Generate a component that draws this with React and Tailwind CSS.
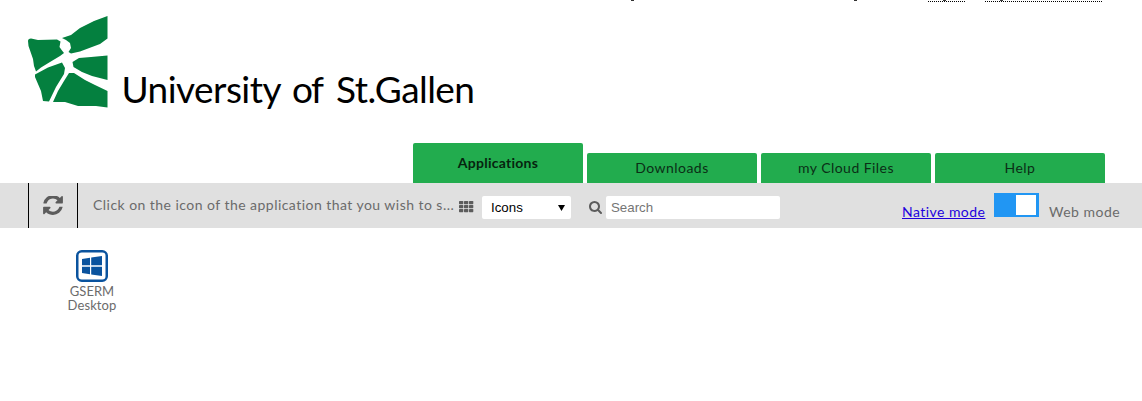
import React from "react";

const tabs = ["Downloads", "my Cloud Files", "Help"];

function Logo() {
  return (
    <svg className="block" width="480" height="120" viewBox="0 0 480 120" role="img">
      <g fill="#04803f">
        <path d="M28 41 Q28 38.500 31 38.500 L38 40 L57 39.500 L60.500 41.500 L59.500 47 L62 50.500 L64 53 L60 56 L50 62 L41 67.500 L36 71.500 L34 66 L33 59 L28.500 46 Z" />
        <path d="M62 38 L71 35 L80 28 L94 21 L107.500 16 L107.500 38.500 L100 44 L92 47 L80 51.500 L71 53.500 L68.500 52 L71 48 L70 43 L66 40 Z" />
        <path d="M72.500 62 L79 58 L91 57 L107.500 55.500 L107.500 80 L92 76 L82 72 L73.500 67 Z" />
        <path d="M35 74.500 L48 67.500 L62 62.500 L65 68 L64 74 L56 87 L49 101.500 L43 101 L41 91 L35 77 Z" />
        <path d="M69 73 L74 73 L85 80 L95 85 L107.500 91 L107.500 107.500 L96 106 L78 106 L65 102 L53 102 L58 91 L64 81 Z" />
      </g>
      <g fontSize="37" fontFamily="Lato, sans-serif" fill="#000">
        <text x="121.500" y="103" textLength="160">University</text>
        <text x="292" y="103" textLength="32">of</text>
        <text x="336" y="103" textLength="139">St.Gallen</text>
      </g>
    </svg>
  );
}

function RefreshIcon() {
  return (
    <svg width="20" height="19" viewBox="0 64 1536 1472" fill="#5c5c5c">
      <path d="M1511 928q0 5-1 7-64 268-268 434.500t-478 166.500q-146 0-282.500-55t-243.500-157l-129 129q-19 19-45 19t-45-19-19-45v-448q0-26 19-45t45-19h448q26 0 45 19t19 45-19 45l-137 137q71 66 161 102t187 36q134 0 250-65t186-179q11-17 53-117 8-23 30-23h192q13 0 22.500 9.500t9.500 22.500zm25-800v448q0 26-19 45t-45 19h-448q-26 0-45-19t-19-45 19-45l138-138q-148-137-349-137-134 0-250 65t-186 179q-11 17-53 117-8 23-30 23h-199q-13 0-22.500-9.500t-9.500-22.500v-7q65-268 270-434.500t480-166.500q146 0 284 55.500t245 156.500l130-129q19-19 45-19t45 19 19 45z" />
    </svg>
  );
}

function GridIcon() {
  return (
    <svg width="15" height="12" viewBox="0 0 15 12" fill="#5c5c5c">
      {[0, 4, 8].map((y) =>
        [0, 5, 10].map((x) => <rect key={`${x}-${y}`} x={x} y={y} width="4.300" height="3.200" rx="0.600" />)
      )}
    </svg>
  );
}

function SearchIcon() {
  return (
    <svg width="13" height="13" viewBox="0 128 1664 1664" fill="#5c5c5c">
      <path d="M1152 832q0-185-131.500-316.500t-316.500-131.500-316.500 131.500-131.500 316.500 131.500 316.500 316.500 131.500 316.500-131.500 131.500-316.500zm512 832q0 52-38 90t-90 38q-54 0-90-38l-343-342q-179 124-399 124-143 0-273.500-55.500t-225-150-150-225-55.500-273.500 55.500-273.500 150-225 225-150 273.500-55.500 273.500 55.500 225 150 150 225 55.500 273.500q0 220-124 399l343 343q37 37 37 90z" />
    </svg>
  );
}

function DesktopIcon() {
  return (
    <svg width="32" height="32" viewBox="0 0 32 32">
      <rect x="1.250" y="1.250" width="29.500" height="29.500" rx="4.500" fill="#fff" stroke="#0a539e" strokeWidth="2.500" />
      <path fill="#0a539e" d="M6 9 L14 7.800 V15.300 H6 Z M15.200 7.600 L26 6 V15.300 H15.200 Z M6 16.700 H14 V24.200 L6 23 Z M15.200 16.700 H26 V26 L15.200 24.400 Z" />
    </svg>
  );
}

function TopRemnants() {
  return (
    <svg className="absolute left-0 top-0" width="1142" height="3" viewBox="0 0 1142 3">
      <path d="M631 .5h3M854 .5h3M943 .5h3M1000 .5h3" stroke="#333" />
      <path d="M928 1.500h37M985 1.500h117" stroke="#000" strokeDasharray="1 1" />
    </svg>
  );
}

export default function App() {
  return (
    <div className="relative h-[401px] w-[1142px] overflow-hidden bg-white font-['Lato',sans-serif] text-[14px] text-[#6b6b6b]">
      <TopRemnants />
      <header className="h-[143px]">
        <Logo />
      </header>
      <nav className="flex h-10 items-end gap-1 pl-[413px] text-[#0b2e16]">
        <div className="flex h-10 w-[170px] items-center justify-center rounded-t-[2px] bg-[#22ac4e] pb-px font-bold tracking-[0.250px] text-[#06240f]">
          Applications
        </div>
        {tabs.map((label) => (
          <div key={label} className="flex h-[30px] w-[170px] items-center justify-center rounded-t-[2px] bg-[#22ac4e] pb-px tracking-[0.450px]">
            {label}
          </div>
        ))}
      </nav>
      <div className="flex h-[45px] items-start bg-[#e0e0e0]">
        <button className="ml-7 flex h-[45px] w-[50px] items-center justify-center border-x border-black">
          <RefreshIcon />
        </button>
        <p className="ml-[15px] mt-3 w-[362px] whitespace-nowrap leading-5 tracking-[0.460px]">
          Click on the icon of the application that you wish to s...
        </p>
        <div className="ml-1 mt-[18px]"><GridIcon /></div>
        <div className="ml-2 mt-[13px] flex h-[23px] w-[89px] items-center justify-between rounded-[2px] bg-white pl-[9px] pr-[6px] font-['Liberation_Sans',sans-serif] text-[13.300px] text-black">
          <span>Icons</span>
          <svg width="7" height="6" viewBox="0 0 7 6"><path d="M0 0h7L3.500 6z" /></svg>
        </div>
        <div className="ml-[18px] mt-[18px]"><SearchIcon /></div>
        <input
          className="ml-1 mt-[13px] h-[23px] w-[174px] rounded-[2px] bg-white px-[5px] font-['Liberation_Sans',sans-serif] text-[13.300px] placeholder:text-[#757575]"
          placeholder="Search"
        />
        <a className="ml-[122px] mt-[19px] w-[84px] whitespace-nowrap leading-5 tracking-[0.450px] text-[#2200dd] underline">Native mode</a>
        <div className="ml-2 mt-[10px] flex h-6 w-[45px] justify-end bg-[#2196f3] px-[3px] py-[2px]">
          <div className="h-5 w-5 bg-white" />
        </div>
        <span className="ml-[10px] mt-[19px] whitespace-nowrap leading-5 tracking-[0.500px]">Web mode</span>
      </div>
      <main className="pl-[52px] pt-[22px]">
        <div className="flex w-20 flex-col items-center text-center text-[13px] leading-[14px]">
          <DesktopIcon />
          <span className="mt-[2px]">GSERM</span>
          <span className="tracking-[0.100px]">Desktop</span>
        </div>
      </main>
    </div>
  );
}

^^^^^^^^

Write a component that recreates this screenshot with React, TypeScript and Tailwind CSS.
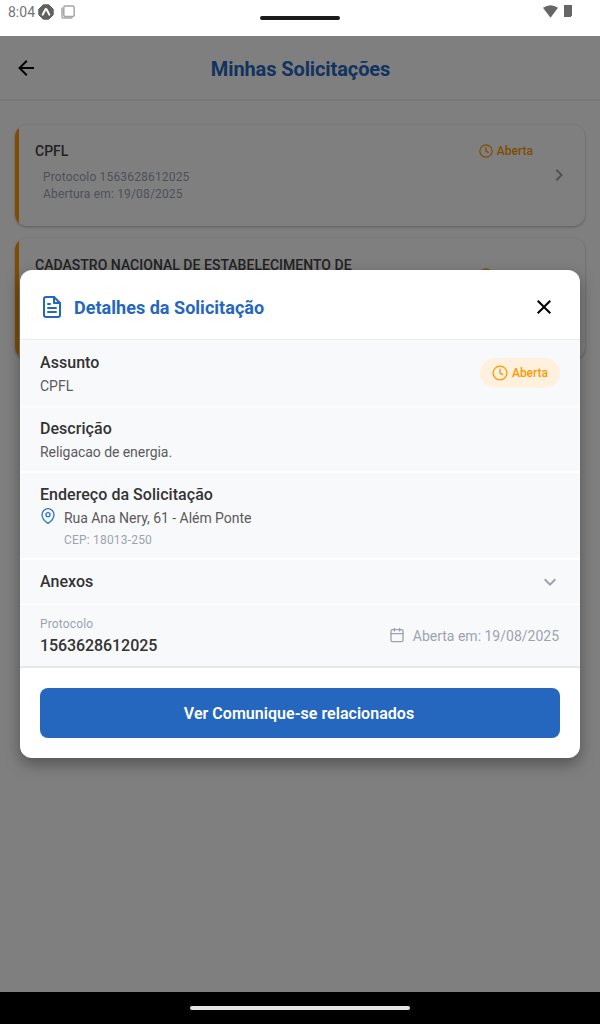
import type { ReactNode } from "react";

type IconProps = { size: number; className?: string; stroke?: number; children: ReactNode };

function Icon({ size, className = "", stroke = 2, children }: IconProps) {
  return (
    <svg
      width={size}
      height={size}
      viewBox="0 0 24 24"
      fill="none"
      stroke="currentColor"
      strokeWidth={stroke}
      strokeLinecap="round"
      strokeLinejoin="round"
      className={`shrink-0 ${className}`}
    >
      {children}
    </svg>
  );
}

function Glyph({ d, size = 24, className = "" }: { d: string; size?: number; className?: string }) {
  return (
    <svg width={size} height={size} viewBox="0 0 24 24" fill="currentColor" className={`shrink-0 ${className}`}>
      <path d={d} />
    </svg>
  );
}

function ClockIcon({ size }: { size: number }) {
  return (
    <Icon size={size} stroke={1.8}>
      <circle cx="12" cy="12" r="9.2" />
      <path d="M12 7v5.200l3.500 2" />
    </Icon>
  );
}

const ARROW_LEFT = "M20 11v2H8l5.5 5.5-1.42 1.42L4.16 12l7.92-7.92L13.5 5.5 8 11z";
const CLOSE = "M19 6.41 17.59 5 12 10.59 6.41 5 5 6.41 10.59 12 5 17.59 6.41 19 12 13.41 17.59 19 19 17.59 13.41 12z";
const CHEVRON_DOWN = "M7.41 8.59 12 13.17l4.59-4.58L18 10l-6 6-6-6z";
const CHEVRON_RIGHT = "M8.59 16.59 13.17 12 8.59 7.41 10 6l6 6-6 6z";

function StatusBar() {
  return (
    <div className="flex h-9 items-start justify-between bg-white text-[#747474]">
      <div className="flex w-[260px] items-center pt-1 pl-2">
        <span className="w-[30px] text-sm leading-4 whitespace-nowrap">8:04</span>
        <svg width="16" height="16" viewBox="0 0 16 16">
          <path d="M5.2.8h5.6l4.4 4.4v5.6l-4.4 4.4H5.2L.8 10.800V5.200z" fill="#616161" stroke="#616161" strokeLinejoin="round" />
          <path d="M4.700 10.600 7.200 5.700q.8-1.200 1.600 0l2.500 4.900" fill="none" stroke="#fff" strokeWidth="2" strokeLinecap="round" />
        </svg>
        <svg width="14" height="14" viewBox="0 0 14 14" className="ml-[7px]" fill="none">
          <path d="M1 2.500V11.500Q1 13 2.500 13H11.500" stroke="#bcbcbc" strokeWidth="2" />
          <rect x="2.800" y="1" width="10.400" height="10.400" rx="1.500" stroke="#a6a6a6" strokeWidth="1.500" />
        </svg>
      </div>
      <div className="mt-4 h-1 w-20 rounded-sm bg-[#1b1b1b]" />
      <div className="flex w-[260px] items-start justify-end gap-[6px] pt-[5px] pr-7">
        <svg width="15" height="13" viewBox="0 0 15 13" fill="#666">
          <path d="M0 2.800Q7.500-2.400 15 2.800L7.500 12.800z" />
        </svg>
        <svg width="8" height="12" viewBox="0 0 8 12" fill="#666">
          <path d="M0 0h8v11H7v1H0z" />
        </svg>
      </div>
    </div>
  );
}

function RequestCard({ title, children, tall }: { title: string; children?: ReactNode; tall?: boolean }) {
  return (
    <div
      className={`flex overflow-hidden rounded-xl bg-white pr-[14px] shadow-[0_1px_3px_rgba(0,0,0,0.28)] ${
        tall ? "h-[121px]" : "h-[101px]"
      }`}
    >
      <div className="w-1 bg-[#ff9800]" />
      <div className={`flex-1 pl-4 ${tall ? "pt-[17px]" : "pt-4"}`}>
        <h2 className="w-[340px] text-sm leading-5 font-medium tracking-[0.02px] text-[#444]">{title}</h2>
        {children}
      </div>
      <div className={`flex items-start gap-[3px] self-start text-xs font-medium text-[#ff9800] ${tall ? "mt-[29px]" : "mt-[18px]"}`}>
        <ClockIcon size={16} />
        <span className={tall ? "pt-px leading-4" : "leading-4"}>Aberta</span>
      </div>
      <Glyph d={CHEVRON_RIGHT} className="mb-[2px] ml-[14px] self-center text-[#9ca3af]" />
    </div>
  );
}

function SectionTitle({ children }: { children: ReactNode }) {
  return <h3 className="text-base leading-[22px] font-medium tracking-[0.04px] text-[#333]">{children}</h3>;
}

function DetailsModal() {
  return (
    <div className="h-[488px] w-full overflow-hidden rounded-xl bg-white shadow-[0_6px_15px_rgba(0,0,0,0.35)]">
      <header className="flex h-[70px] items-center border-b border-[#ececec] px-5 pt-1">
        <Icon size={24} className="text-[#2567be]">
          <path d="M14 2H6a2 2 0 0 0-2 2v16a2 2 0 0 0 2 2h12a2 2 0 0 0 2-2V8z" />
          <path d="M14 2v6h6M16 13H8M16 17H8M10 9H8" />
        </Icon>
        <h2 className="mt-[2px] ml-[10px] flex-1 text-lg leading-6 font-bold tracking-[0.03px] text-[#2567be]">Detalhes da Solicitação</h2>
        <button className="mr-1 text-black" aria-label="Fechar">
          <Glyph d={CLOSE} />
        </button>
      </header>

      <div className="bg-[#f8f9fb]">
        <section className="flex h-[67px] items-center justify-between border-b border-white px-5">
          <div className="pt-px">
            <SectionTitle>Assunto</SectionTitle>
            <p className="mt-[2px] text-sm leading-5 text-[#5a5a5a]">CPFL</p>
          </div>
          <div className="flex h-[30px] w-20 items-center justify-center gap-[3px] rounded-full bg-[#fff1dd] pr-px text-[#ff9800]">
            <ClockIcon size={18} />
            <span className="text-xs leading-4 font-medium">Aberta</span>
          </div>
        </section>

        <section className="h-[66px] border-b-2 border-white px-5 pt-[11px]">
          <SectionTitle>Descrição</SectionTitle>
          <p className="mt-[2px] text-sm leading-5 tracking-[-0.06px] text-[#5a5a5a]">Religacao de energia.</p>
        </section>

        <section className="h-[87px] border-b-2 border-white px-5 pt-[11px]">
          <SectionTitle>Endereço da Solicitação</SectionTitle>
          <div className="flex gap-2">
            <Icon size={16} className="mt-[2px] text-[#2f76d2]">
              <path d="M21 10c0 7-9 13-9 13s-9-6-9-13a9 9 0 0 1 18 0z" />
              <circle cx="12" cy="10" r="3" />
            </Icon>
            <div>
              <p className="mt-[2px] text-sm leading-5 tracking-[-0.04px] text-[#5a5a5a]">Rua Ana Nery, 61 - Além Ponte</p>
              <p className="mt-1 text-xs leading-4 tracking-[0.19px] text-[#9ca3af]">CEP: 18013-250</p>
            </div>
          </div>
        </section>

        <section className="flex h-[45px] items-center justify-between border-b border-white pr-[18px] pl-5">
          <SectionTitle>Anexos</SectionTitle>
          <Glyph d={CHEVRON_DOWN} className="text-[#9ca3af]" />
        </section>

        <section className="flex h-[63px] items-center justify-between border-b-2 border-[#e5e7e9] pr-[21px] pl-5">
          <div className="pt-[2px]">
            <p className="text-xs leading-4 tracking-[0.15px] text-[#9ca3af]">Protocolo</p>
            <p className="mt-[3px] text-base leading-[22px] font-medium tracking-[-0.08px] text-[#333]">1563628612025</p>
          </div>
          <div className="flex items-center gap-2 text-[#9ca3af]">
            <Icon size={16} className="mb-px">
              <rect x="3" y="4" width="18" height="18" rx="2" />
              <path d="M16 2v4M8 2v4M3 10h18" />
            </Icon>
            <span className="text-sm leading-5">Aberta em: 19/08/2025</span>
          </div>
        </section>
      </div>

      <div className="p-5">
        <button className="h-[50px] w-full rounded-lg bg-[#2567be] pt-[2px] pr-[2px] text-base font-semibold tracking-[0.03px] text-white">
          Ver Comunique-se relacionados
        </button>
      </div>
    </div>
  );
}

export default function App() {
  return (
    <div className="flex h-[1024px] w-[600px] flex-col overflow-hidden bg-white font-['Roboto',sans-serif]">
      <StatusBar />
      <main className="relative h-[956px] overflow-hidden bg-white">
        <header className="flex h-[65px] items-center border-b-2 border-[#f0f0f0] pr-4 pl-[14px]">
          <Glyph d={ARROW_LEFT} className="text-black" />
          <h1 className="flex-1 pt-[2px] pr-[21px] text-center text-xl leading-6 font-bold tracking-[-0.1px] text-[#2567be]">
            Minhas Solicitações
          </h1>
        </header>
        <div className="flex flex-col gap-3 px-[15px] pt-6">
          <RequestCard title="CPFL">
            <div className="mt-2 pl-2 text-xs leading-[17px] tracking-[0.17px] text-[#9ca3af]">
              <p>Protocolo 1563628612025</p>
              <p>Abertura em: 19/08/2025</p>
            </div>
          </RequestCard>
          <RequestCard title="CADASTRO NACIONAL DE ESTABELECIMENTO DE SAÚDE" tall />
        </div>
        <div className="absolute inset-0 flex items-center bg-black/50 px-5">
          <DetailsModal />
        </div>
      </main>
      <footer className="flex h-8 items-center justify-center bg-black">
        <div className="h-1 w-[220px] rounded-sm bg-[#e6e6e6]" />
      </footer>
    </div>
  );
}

^^^^^^^^

• REQUIRED TASK: Look above for the line with "Write a component", then print it and each line after it down to and including the line with "number; className?: string;". Leave out the pictures and keep the wording exact.

• REPLY:
Write a component that recreates this screenshot with React, TypeScript and Tailwind CSS.
import type { ReactNode } from "react";

type IconProps = { size: number; className?: string; stroke?: number; children: ReactNode };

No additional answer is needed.